Pages as source code:
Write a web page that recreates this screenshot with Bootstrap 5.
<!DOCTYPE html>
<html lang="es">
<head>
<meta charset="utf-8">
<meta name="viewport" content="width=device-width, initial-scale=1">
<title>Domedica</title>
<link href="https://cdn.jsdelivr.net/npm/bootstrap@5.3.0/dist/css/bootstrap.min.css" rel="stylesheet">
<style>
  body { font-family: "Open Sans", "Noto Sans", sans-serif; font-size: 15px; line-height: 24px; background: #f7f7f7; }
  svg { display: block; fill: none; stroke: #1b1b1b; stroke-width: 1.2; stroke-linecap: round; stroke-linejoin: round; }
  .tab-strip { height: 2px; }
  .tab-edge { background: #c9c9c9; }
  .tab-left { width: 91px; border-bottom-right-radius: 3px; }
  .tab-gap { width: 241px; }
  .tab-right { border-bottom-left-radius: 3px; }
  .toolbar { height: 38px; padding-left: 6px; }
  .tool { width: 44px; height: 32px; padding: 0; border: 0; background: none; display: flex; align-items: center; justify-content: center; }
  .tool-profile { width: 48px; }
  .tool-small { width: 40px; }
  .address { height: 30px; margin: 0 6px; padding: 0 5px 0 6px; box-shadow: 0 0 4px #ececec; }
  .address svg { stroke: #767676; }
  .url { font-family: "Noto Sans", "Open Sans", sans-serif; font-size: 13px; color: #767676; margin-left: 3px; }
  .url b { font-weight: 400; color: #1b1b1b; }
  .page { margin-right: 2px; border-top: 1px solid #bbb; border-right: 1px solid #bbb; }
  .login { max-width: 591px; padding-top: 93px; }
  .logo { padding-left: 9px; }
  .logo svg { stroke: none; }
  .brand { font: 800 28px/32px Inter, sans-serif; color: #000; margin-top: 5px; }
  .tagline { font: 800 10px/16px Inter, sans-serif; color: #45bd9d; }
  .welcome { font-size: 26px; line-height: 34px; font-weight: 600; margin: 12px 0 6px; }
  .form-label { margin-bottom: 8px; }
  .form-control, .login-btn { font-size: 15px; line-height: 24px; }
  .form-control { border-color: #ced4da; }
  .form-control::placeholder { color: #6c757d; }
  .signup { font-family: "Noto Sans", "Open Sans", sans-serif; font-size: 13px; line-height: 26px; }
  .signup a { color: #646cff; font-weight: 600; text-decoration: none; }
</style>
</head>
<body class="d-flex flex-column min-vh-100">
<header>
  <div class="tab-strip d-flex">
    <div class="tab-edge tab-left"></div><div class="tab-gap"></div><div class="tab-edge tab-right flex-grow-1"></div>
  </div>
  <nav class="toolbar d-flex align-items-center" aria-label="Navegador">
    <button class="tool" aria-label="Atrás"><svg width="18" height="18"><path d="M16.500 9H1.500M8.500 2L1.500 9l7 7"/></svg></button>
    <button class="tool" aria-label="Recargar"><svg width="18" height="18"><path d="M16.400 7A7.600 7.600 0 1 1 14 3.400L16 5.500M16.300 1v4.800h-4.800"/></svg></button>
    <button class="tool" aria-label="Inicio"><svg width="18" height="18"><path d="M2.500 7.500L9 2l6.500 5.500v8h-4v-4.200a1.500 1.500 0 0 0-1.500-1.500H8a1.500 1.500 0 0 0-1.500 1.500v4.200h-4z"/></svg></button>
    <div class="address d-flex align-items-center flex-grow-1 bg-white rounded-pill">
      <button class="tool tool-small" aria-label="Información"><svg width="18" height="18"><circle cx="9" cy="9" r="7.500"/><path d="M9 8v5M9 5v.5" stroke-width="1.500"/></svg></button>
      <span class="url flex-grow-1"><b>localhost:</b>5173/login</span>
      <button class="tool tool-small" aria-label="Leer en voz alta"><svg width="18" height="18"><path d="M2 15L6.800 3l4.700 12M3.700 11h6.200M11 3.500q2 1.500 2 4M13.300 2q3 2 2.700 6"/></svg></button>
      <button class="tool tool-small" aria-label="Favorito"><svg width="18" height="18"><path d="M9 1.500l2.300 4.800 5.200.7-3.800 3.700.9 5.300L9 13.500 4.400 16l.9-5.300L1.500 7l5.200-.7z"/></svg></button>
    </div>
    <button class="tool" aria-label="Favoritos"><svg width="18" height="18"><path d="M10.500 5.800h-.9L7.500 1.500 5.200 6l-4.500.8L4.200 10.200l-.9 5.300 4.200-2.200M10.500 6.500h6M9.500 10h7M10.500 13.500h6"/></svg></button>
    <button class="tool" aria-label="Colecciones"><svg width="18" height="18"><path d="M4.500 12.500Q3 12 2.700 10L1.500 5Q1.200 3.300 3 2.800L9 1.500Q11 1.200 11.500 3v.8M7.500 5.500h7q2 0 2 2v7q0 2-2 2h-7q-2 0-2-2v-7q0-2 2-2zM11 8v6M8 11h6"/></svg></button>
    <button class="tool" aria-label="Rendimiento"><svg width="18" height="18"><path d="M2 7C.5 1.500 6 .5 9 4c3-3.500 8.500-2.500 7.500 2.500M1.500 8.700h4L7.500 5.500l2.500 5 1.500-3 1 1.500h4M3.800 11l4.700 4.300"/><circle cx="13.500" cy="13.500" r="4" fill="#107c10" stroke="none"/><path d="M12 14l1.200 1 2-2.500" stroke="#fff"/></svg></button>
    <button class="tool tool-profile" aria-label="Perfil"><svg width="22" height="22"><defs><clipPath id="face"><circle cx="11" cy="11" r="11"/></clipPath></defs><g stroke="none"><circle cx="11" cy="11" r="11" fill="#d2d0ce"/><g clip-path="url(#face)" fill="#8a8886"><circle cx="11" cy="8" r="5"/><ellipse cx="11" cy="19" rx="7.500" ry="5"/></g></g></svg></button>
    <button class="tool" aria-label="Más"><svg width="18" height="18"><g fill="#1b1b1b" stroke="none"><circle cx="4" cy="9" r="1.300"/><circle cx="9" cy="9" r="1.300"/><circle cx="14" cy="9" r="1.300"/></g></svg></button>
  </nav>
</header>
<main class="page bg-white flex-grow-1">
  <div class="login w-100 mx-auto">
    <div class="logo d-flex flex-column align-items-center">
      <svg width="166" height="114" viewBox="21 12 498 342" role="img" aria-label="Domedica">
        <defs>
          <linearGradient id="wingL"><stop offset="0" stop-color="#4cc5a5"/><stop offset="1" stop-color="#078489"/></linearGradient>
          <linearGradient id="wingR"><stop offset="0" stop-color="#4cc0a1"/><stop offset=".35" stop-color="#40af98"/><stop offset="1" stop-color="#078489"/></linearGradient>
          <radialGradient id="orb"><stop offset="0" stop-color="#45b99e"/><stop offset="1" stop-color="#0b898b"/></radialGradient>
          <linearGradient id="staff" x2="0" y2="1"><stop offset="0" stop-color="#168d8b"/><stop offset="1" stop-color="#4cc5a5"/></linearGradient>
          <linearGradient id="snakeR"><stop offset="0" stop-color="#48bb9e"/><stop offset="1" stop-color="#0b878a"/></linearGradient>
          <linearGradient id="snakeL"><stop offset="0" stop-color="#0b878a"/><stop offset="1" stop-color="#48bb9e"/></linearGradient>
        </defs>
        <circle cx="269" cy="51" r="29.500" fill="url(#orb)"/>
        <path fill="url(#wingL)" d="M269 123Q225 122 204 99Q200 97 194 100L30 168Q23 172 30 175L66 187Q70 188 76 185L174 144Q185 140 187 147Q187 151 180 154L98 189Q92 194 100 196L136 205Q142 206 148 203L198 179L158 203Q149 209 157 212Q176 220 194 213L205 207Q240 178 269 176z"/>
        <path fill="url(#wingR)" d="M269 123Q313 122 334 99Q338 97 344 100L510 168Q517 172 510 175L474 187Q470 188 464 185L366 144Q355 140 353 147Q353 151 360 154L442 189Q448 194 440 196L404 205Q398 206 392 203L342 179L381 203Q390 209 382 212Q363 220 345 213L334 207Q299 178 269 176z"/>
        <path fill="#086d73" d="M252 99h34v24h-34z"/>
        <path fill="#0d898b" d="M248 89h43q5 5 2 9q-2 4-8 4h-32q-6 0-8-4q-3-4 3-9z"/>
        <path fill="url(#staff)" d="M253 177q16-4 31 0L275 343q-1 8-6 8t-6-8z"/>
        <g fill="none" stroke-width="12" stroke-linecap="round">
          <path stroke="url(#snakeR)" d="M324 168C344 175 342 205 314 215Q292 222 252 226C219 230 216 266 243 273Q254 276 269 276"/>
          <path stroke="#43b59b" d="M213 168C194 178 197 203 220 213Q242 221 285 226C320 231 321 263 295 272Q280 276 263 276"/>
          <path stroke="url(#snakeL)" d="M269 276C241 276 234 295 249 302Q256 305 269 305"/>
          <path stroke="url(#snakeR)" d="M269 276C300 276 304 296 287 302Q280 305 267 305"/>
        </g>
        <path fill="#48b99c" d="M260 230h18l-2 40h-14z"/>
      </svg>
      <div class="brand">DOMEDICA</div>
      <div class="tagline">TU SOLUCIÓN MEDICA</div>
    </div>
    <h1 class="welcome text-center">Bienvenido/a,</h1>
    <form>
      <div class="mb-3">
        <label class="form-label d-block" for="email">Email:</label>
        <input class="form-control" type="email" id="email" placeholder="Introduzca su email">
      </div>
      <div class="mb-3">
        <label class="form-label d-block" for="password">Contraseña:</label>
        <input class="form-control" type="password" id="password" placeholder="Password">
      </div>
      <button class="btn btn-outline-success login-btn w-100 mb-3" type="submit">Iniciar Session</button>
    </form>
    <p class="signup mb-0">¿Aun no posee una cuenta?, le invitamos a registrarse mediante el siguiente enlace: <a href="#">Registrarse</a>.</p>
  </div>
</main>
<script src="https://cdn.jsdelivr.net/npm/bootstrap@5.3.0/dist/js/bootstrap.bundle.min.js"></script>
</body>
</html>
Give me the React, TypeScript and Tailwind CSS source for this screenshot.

- [SET EXERCISE]:
From the data above, show each line that contains "screenshot".

- [ANSWER TO THE PROBLEM]:
Write a web page that recreates this screenshot with Bootstrap 5.
Give me the React, TypeScript and Tailwind CSS source for this screenshot.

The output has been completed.